As it turned out, I didn't really care for the other team that I transferred to, and thought to myself "everyone else on my old team got 6 months to sit at home and research other projects to transfer to, so I'll just look for another project." I did not get that option. I was basically told "you just transferred, so you can't leave." And then told, "you really aren't getting enough work done on your own hours, I want you to be here at 9am so I can make sure you're working." That went as well as you'd imagine. A bunch of people advised me "you're depressed, you should take 3 months off and get some antidepressants". I talked with my doctor and did that. In the end, it had no effect. The third-party company that handles paid leave denied my claim, so it was unpaid leave. I decided to take a vacation right at the end of my leave... which the vacation system decided was invalid and silently discarded. When I was on vacation without cell phone service, Google started calling my parents (I'm 32 BTW) looking for me. It was quite a production when I finally got cell phone service back. 3 months of de-stressing, instantly erased.
I got back and started working on a new project under the supervision of my existing manager. He decided that, based on git commit timestamps, I wasn't programming quickly enough. (I got that from another very new manager once, and it was also an App Engine project. I'm not sure if that says more about me or App Engine, but I digress.) To be brutally honest, I'm kind of offended that he didn't consider me to be capable of forging timestamps on git commits. I thought about it, honestly, but in the end decided that experienced managers knows that some things are easy and some things are hard. But in the end, I thought honesty was the best policy.
I was pretty stressed out at this point because my manager and I clearly didn't get along, and the project I wanted to work on didn't have official headcount so I couldn't really get out of a bad situation. At that point I wrote up some email to the relevant concerned parties and realized "I do not want to read the response to this email", so I didn't. Some time passed and someone from HR called me saying "you know if you are gone for 3 days, you're voluntarily resigning, right?" I said, "yup." And that was the end of my experience working for Google. I still have my laptop and badge. They still have a box of my stuff (including my beloved Realforce 87UB keyboard!) Oh well.
My point is, there are other places to work. Google is a huge company and some people are happy and some people aren't. If you're unhappy, maybe you can find happiness elsewhere. I'll tell you one thing, though... antidepressants won't make you happy about a job you don't like.

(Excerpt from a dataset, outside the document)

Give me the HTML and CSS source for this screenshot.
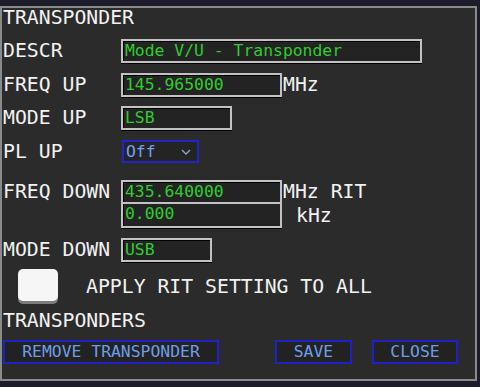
FILE: index.html
```html
<!DOCTYPE html>
<html>
<head>
<meta charset="utf-8">
<link rel="stylesheet" href="styles.css">
</head>
<body>
<div class="dialog">
  <div class="title">TRANSPONDER</div>
  <div class="row r-descr"><span class="label">DESCR</span><span class="field w-descr">Mode V/U - Transponder</span></div>
  <div class="row r-fup"><span class="label">FREQ UP</span><span class="field w-freq">145.965000</span><span class="unit">MHz</span></div>
  <div class="row r-mup"><span class="label">MODE UP</span><span class="field w-mode">LSB</span></div>
  <div class="row r-pl"><span class="label">PL UP</span><span class="select"><span class="sel-text">Off</span><svg class="chev" width="10" height="6" viewBox="0 0 10 6"><polyline points="1,1 5,5 9,1" fill="none" stroke="#8fa6cc" stroke-width="1.3"/></svg></span></div>
  <div class="row r-fdown"><span class="label">FREQ DOWN</span><span class="field w-freq">435.640000</span><span class="unit">MHz RIT</span></div>
  <div class="row r-rit"><span class="label"></span><span class="field w-freq rit">0.000</span><span class="unit khz">kHz</span></div>
  <div class="row r-mdown"><span class="label">MODE DOWN</span><span class="field w-mdown">USB</span></div>
  <div class="row r-check"><span class="checkbox"></span><span class="check-label">APPLY RIT SETTING TO ALL</span></div>
  <div class="title r-trans">TRANSPONDERS</div>
  <div class="buttons">
    <button class="btn b-remove">REMOVE TRANSPONDER</button>
    <button class="btn b-save">SAVE</button>
    <button class="btn b-close">CLOSE</button>
  </div>
</div>
</body>
</html>
```
FILE: styles.css
```css
html, body {
  margin: 0;
  padding: 0;
  background: #1c1c2b;
  width: 480px;
  height: 387px;
  overflow: hidden;
}
body {
  padding-top: 6px;
  box-sizing: border-box;
  font-family: "DejaVu Sans Mono", "Liberation Mono", monospace;
}
.dialog {
  box-sizing: border-box;
  width: 477px;
  height: 375px;
  border: 2px solid #8a8a8a;
  background: #2b2b2b;
  padding-left: 1px;
  display: flex;
  flex-direction: column;
  color: #f2f2f2;
  font-size: 19.8px;
  line-height: 20px;
}
.title {
  height: 20px;
  white-space: nowrap;
}
.row {
  display: flex;
  align-items: center;
  white-space: nowrap;
}
.label {
  width: 118px;
  flex: none;
}
.field {
  box-sizing: border-box;
  height: 24px;
  border: 2px solid #c2c2c2;
  box-shadow: inset 1px 1px 0 #000, 0 1px 0 #000;
  background: #232323;
  color: #2fcc2f;
  font-size: 16.4px;
  line-height: 20px;
  padding-left: 2px;
  flex: none;
}
.w-descr { width: 301px; }
.w-freq { width: 161px; }
.w-mode { width: 111px; }
.w-mdown { width: 91px; }
.unit { margin-left: 1px; }
.khz { margin-left: 14px; }
.r-descr { margin-top: 11px; }
.r-fup { margin-top: 10px; }
.r-mup { margin-top: 9px; }
.r-pl { margin-top: 10px; }
.r-fdown { margin-top: 17px; }
.r-rit { margin-top: 0; }
.rit { border-top-width: 0; box-shadow: inset 1px 0 0 #000, 0 1px 0 #000; }
.r-mdown { margin-top: 10px; }
.select {
  box-sizing: border-box;
  width: 77px;
  height: 23px;
  margin-left: 1px;
  border: 2px solid #2323c8;
  background: #242424;
  display: flex;
  align-items: center;
  padding-left: 2px;
  color: #74a2ec;
  font-size: 16.4px;
}
.sel-text { flex: 1; }
.chev { margin-right: 6px; }
.r-check { margin-top: 7px; }
.checkbox {
  box-sizing: border-box;
  width: 40px;
  height: 32px;
  margin-left: 15px;
  margin-bottom: 3px;
  background: #f6f6f6;
  border-radius: 5px;
  box-shadow: 0 3px 0 #7c7c7c;
  flex: none;
}
.check-label { margin-left: 28px; }
.r-trans { margin-top: 7px; }
.buttons {
  display: flex;
  margin-top: 9px;
}
.btn {
  box-sizing: border-box;
  height: 24px;
  border: 2px solid #2020c8;
  background: #222222;
  color: #6e9ee8;
  font-family: "DejaVu Sans Mono", "Liberation Mono", monospace;
  font-size: 16.4px;
  line-height: 20px;
  padding: 0;
  margin: 0;
  text-align: center;
}
.b-remove { width: 216px; margin-left: 0; }
.b-save { width: 77px; margin-left: 56px; }
.b-close { width: 86px; margin-left: 20px; }
```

That's awfully generic advice, but to do better you'll need to get an advisor who can get to know you.
GXJam prolly wasn't designed for that purpose in mind, but that's how I use it :)
I have been at Google about 12 years now and had a three year stint in Payments until somewhat recently. Out of all of the organizations, projects, and products I worked on (6 projects, 12 managers, 5 offices, 2 continents), Payments is the least Google-feeling of them all with the worst management and politics (frankly it was fucked). The rest of Google was a dream in comparison. Had I known Payments was in bad shape, I might not have joined it originally.
Before leaving, try somewhere else. I recently founded my own team elsewhere build software for distributed system infrastructure, and I cannot tell you how fun it is. The joy is still at Google, but Payments is a blackhole. I can't believe the rest of the leadership tolerates that hostile black sheep of an org.
Google is largely what you make of it.